Documents released under the Official Information Act showed that Treasury and the Ministry of Forestry and Agriculture had tripled their payments to contractors in National's time in government.
Some departments were spending close to a third of their budget on consultants.
The data, which did not include some large government departments, showed a 6.4 per cent increase in consultant spending between 2008 and 2011.
Finance Minister Bill English said this did not represent a blowout because it was lower than the rate of inflation and similar to the total wage increases for the public sector.
He said the big-spending departments such as Treasury had dealt with earthquake recovery, the collapse of finance companies, and guarantees for large IT projects.
"Those require specialist skills that you wouldn't expect the public service to have. While the public sector has a wide range of skills it doesn't have every skill you need in a pretty volatile world."
Treasury's budget on consultants has increased by 450 per cent since Labour's time in charge.
Mr English said he did not know what the Government had spent in total on consultants, and it was up to individual ministries to provide these figures.
Government departments Housing New Zealand and Ministry of Foreign Affairs and Trade have come under fire for their expenditure on travel and consultants at a time when they were cutting jobs.
Housing New Zealand was expected to cut 70 jobs and has replaced some local offices with a call centre.
Mr English said yesterday: "You do have to spend a bit up front to get a better frontline service with mobile technology. In the long run that'll probably mean fewer staff. And any number of other public organisations will be going thorough that cycle."
Labour housing spokeswoman Annette King pointed out that Housing New Zealand had spent $230,000 on travel in 2010-11 and $5 million more on consultants and communications staff under National.

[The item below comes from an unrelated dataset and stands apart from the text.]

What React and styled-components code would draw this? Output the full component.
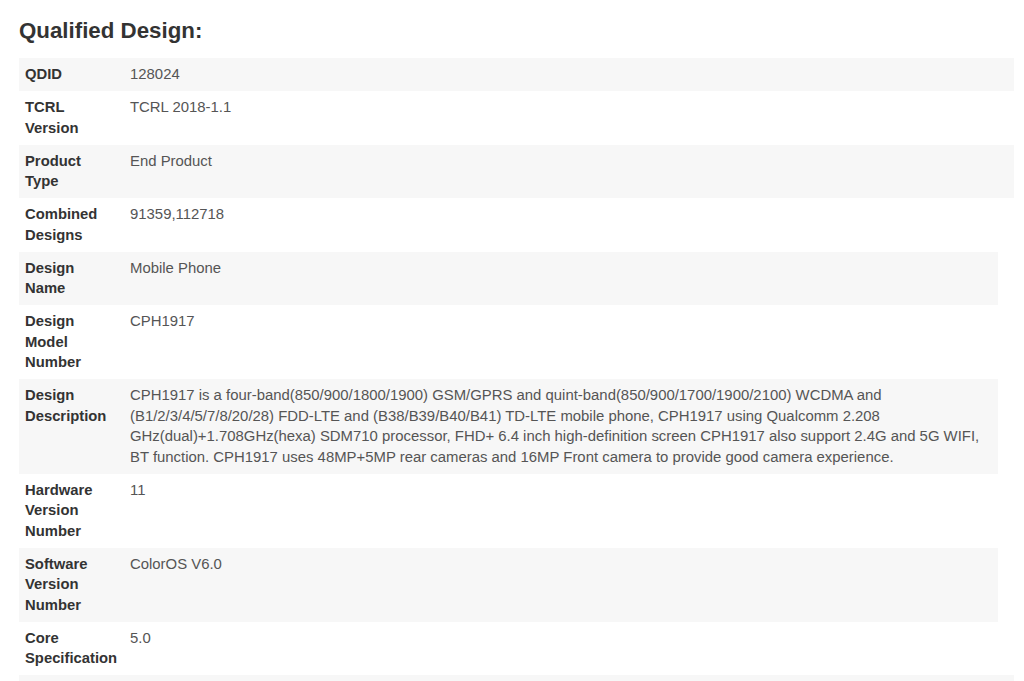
import React from 'react'
import styled, { createGlobalStyle } from 'styled-components'

const GlobalStyle = createGlobalStyle`
  body {
    margin: 0;
    background: #fff;
    font-family: "Liberation Sans", Arial, sans-serif;
  }
`

const Page = styled.div`
  padding: 16px 10px 0 19px;
  height: 681px;
  box-sizing: border-box;
  overflow: hidden;
`

const Title = styled.h2`
  margin: 0 0 12px;
  font-size: 22.3px;
  line-height: 30px;
  font-weight: bold;
  color: #333;
`

const Table = styled.div`
  width: 995px;
  display: flex;
  flex-direction: column;
`

const Row = styled.div`
  display: grid;
  grid-template-columns: 105px 1fr;
  min-height: ${p => (p.$filler ? '20px' : 'auto')};
  margin-right: ${p => (p.$short ? '16px' : '0')};
  background: ${p => (p.$striped ? '#f7f7f7' : '#fff')};
`

const Label = styled.div`
  padding: 6.25px 6px;
  font-size: 14.8px;
  line-height: 20.5px;
  font-weight: bold;
  color: #333;
  white-space: pre-line;
`

const Value = styled.div`
  padding: 6.25px 6px;
  font-size: 14.9px;
  line-height: 20.5px;
  color: #555;
  white-space: pre-line;
`

const rows = [
  { label: 'QDID', value: '128024' },
  { label: 'TCRL\nVersion', value: 'TCRL 2018-1.1' },
  { label: 'Product\nType', value: 'End Product' },
  { label: 'Combined\nDesigns', value: '91359,112718' },
  { label: 'Design\nName', value: 'Mobile Phone', short: true },
  { label: 'Design\nModel\nNumber', value: 'CPH1917' },
  {
    label: 'Design\nDescription',
    value:
      'CPH1917 is a four-band(850/900/1800/1900) GSM/GPRS and quint-band(850/900/1700/1900/2100) WCDMA and\n' +
      '(B1/2/3/4/5/7/8/20/28) FDD-LTE and (B38/B39/B40/B41) TD-LTE mobile phone, CPH1917 using Qualcomm 2.208\n' +
      'GHz(dual)+1.708GHz(hexa) SDM710 processor, FHD+ 6.4 inch high-definition screen CPH1917 also support 2.4G and 5G WIFI,\n' +
      'BT function. CPH1917 uses 48MP+5MP rear cameras and 16MP Front camera to provide good camera experience.',
    short: true,
  },
  { label: 'Hardware\nVersion\nNumber', value: '11' },
  { label: 'Software\nVersion\nNumber', value: 'ColorOS V6.0', short: true },
  { label: 'Core\nSpecification', value: '5.0' },
]

const App = () => {
  return (
    <Page>
      <GlobalStyle />
      <Title>Qualified Design:</Title>
      <Table>
        {rows.map((row, i) => (
          <Row key={row.label} $striped={i % 2 === 0} $short={row.short}>
            <Label>{row.label}</Label>
            <Value>{row.value}</Value>
          </Row>
        ))}
        <Row $striped $filler />
      </Table>
    </Page>
  )
}

export default App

The communications staff earned an average of $116,000.
A Housing New Zealand spokesman defended the agency's spend on public relations staff, saying that extra support was needed for the organisation's biggest restructuring in its history.
Asked why the agency needed to send three staff to London to speak to "forecasting experts", the spokesman said the employees were undertaking crucial research on world's best practice on meeting housing demand.
"More than a third of state houses are in the wrong place or are of the wrong size, type or standard to meet the nature of demand expected in the future.
"Being able to accurately forecast housing demand and supply is a critical part of the corporation's role as it ensures that state housing is available in the right place at the right time."